Some Points to Ponder
Despite the fact that a jury determined that various Defendants infringed claim 19, the Defendants ultimately prevailed because claim 19 was not enabled by the specification. BU’s application had been filed in 1995 and granted in 1997 or about fifteen years (15) before its lawsuit for infringement was brought in the District Court for the District of Massachusetts. By then the technology had surpassed what had been an improvement in the LED manufacturing process at the time BU’s patent application was filed. This case illustrates how technology advances can make an otherwise sound patent obsolete.
It also demonstrates that patent enablement requirements intersect with claim validity requirements. This does not mean that the applicant/inventor need conduct extensive research/optimization testing to obtain a patent. What it does mean is the specification include sufficient information given the state of the prior art and the technical area’s predictability to teach the public how to make and use the invention without undue experimentation. As the BU Court stated, “[t]at is part of the quid pro quo of the patent bargain.”

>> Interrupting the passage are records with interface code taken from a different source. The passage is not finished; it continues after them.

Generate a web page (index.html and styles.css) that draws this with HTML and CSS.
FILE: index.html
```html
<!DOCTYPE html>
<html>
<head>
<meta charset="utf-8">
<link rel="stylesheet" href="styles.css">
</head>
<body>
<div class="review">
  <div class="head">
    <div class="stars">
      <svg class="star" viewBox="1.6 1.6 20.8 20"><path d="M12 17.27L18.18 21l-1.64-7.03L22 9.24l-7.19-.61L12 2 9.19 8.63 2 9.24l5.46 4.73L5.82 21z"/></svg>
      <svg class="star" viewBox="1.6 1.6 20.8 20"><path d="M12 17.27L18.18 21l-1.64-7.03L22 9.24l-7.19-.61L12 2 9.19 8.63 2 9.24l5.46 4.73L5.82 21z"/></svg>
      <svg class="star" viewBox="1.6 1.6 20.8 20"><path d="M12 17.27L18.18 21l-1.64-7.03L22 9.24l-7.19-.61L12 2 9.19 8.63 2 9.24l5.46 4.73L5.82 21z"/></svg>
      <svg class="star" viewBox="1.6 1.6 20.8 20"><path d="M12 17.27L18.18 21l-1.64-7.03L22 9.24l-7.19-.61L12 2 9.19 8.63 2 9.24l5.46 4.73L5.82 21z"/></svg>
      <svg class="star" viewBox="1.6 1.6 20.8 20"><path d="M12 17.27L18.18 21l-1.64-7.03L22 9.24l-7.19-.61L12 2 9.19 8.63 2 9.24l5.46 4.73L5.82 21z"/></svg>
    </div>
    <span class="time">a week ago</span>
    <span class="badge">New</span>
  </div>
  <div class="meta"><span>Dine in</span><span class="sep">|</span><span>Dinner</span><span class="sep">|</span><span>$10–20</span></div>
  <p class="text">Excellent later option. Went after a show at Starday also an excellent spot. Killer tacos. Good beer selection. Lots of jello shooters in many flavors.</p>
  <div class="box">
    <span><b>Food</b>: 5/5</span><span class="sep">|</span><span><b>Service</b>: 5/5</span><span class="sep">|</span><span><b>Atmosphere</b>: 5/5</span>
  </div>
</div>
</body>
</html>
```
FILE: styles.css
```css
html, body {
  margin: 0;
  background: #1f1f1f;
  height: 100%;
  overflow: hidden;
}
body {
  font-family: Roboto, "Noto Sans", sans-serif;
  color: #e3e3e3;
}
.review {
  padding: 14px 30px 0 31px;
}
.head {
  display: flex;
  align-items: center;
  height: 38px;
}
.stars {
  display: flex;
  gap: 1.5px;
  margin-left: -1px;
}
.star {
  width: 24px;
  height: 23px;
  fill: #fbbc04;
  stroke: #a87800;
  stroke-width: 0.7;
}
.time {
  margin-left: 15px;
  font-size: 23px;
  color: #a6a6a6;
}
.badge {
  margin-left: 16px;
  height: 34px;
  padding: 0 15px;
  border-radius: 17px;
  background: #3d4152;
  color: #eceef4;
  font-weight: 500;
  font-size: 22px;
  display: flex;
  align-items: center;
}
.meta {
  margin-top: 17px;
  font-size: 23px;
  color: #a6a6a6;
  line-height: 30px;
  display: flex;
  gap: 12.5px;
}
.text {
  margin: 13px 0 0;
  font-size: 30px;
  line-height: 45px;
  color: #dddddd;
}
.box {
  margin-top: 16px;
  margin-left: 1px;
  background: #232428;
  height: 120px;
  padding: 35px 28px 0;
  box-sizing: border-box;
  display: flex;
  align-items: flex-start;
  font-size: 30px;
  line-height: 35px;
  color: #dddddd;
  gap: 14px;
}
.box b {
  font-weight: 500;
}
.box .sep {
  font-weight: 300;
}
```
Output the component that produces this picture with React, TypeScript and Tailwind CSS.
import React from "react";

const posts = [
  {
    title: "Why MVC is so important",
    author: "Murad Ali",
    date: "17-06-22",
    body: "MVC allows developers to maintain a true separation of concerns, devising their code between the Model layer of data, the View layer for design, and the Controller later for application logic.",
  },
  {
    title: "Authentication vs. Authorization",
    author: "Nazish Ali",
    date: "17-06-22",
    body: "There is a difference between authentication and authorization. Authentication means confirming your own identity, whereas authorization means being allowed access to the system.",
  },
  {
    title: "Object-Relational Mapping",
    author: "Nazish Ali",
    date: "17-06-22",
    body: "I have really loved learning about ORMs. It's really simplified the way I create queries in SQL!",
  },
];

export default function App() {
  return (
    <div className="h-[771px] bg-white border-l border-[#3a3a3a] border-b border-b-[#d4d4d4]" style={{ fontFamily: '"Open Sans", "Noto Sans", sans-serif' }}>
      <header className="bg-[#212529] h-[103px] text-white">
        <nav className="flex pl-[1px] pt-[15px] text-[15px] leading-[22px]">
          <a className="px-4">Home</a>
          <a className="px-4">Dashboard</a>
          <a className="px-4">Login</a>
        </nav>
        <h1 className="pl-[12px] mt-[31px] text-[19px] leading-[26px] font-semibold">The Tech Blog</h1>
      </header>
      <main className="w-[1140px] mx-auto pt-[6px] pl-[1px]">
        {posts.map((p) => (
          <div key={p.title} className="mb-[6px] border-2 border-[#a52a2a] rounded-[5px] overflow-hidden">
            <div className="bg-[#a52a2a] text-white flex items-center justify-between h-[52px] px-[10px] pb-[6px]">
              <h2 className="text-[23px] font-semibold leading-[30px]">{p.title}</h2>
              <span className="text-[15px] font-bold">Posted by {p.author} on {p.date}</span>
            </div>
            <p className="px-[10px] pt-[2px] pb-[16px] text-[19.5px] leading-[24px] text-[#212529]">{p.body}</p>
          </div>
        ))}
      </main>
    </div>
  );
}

The case also shows the importance of definitions in the disclosure. The amorphous buffer layer used to practice BU’s invention was not truly amorphous but had some level of crystallinity according to the inventor. This layer was really an amorphous buffer-crystalline hybrid. Had BU been able to show that the amorphous GaN buffer layer was just that (i.e., devoid of crystalline structure) at the time the inventor’s experimentation was done, then its infringement win in the lower court may well have been upheld.
The Bottom Line: Make sure that any specification sufficiently describes the invention and its various embodiments and elements to meet the written description requirement. Then ensure that the invention, as disclosed and claimed, can be practiced. Match each and every claim against the specification to verify that it will pass muster under both specification requirements.